GIVEN INFORMATION

--- begin ---

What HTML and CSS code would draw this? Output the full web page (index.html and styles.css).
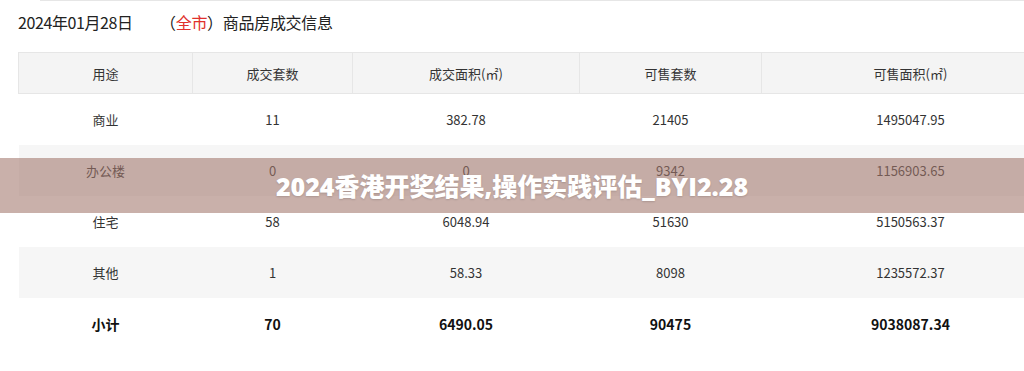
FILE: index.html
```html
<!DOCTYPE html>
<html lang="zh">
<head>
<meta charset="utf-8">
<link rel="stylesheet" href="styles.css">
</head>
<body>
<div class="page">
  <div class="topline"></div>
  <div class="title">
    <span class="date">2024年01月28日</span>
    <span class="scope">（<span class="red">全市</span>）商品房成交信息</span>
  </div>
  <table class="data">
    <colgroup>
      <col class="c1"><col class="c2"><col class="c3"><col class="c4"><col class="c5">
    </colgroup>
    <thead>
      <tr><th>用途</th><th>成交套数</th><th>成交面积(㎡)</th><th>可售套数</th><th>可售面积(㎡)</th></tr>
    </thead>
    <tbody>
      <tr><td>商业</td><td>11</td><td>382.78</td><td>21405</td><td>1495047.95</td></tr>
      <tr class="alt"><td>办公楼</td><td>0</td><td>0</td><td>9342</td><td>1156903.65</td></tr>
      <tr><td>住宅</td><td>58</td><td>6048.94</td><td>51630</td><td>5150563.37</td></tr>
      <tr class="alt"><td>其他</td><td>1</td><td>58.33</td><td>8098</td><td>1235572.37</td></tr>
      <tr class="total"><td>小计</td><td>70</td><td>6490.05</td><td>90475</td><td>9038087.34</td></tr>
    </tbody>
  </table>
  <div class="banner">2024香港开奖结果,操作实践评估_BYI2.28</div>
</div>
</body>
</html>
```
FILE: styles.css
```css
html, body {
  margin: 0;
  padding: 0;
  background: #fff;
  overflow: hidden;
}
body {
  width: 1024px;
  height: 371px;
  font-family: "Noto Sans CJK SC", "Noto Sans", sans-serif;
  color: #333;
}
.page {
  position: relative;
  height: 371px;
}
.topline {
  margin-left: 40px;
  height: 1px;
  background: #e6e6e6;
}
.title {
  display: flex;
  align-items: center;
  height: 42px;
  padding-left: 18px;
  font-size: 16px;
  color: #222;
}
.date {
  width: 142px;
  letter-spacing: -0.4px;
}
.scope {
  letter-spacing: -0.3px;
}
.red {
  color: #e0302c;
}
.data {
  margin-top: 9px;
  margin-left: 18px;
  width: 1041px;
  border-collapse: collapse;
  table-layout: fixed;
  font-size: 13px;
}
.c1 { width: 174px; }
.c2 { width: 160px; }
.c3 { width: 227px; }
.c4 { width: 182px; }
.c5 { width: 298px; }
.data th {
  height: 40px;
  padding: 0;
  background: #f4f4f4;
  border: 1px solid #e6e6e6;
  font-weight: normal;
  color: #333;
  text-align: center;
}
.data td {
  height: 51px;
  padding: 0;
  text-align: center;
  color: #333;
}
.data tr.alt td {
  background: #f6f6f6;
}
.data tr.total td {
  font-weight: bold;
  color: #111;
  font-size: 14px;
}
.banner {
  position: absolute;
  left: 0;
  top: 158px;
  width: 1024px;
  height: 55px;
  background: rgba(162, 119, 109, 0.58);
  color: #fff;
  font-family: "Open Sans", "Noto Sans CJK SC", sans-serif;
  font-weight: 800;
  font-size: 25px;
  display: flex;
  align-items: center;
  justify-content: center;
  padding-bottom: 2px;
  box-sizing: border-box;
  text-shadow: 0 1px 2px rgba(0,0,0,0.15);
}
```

--- end ---

Omit the pictures, and quote the material above exactly as given.

What HTML and CSS code would draw this? Output the full web page (index.html and styles.css).
FILE: index.html
```html
<!DOCTYPE html>
<html lang="zh">
<head>
<meta charset="utf-8">
<link rel="stylesheet" href="styles.css">
</head>
<body>
<div class="page">
  <div class="topline"></div>
  <div class="title">
    <span class="date">2024年01月28日</span>
    <span class="scope">（<span class="red">全市</span>）商品房成交信息</span>
  </div>
  <table class="data">
    <colgroup>
      <col class="c1"><col class="c2"><col class="c3"><col class="c4"><col class="c5">
    </colgroup>
    <thead>
      <tr><th>用途</th><th>成交套数</th><th>成交面积(㎡)</th><th>可售套数</th><th>可售面积(㎡)</th></tr>
    </thead>
    <tbody>
      <tr><td>商业</td><td>11</td><td>382.78</td><td>21405</td><td>1495047.95</td></tr>
      <tr class="alt"><td>办公楼</td><td>0</td><td>0</td><td>9342</td><td>1156903.65</td></tr>
      <tr><td>住宅</td><td>58</td><td>6048.94</td><td>51630</td><td>5150563.37</td></tr>
      <tr class="alt"><td>其他</td><td>1</td><td>58.33</td><td>8098</td><td>1235572.37</td></tr>
      <tr class="total"><td>小计</td><td>70</td><td>6490.05</td><td>90475</td><td>9038087.34</td></tr>
    </tbody>
  </table>
  <div class="banner">2024香港开奖结果,操作实践评估_BYI2.28</div>
</div>
</body>
</html>
```
FILE: styles.css
```css
html, body {
  margin: 0;
  padding: 0;
  background: #fff;
  overflow: hidden;
}
body {
  width: 1024px;
  height: 371px;
  font-family: "Noto Sans CJK SC", "Noto Sans", sans-serif;
  color: #333;
}
.page {
  position: relative;
  height: 371px;
}
.topline {
  margin-left: 40px;
  height: 1px;
  background: #e6e6e6;
}
.title {
  display: flex;
  align-items: center;
  height: 42px;
  padding-left: 18px;
  font-size: 16px;
  color: #222;
}
.date {
  width: 142px;
  letter-spacing: -0.4px;
}
.scope {
  letter-spacing: -0.3px;
}
.red {
  color: #e0302c;
}
.data {
  margin-top: 9px;
  margin-left: 18px;
  width: 1041px;
  border-collapse: collapse;
  table-layout: fixed;
  font-size: 13px;
}
.c1 { width: 174px; }
.c2 { width: 160px; }
.c3 { width: 227px; }
.c4 { width: 182px; }
.c5 { width: 298px; }
.data th {
  height: 40px;
  padding: 0;
  background: #f4f4f4;
  border: 1px solid #e6e6e6;
  font-weight: normal;
  color: #333;
  text-align: center;
}
.data td {
  height: 51px;
  padding: 0;
  text-align: center;
  color: #333;
}
.data tr.alt td {
  background: #f6f6f6;
}
.data tr.total td {
  font-weight: bold;
  color: #111;
  font-size: 14px;
}
.banner {
  position: absolute;
  left: 0;
  top: 158px;
  width: 1024px;
  height: 55px;
  background: rgba(162, 119, 109, 0.58);
  color: #fff;
  font-family: "Open Sans", "Noto Sans CJK SC", sans-serif;
  font-weight: 800;
  font-size: 25px;
  display: flex;
  align-items: center;
  justify-content: center;
  padding-bottom: 2px;
  box-sizing: border-box;
  text-shadow: 0 1px 2px rgba(0,0,0,0.15);
}
```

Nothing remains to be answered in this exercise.